Вскоре оба — и отец, и мать — умерли, Жужа осталась одна. Но, как она говорила, выручал общительный характер и большая квартира: к ней не переставали являться друзья в свободное время, впрочем, свободного времени у Жужи оставалось все меньше, она много, упорно работала, спустя каких-нибудь три-четыре года Жужа стала доктором наук, потом профессором, постепенно имя ее все сильнее набирало силу, к ней стремились попасть больные, приезжавшие в больницу из других городов.

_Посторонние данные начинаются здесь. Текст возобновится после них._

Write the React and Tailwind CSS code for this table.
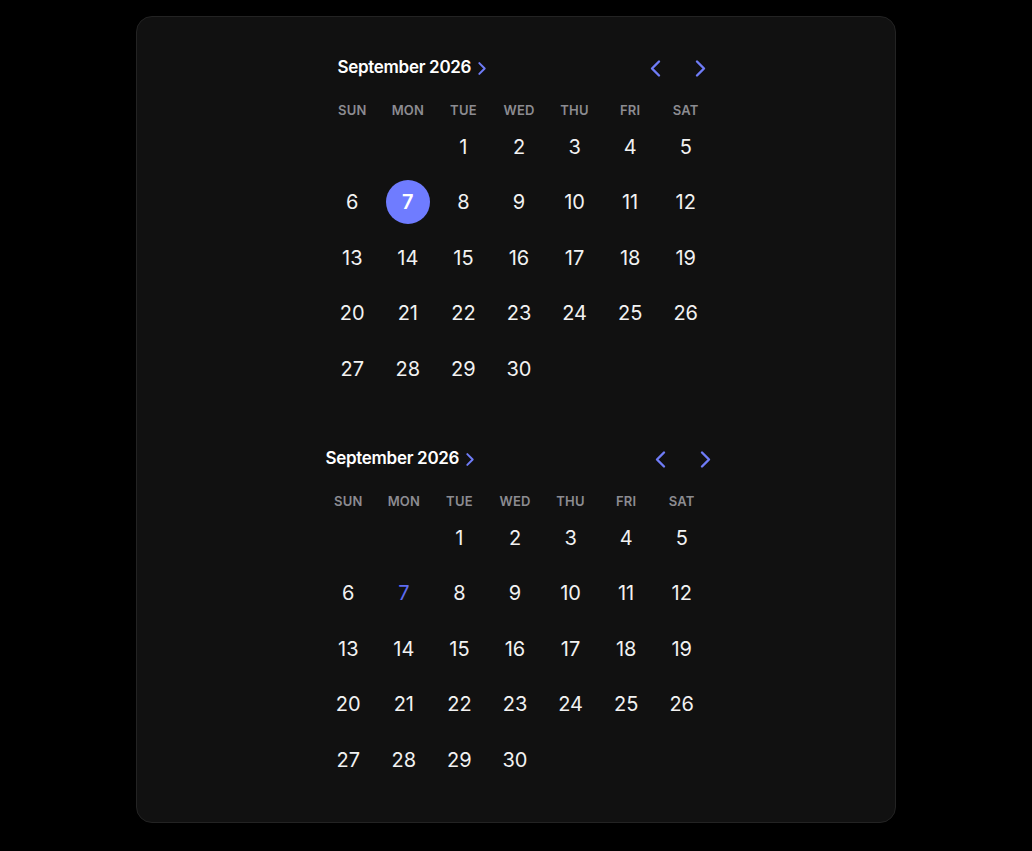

Ей было что-то около тридцати, когда она вышла замуж за человека, немного моложе себя, вдовца с сыном. Он был инженер-автомобилист, спокойный, веселый, с мягким характером, охотно подчинившийся Жужиной властной и уверенной силе. Жили они хорошо: Жужа любила Балента, сына своего мужа, Балент любил ее; он стал художником-дизайнером и, подобно всем художникам в мире, обладал зорким, внимательным взглядом.
Кроме того, ему было присуще чувство юмора, не всегда, к слову, безобидное. Так, например, он не упускал случая посмеяться над Жужиной шумливостью, над самоуверенной манерой держаться, над ее туалетами, которые ему казались безвкусными, над ее маленькими пристрастиями, например любовью к попугаям, к цветам, к ярким нарядам…
Зазвонил телефон, Жужа сняла трубку, мгновенно лицо ее изменилось, стало озабоченным, почти злым. Громко закричала что-то в трубку, потом послушала, снова стала быстро кидать короткие, сердитые слова.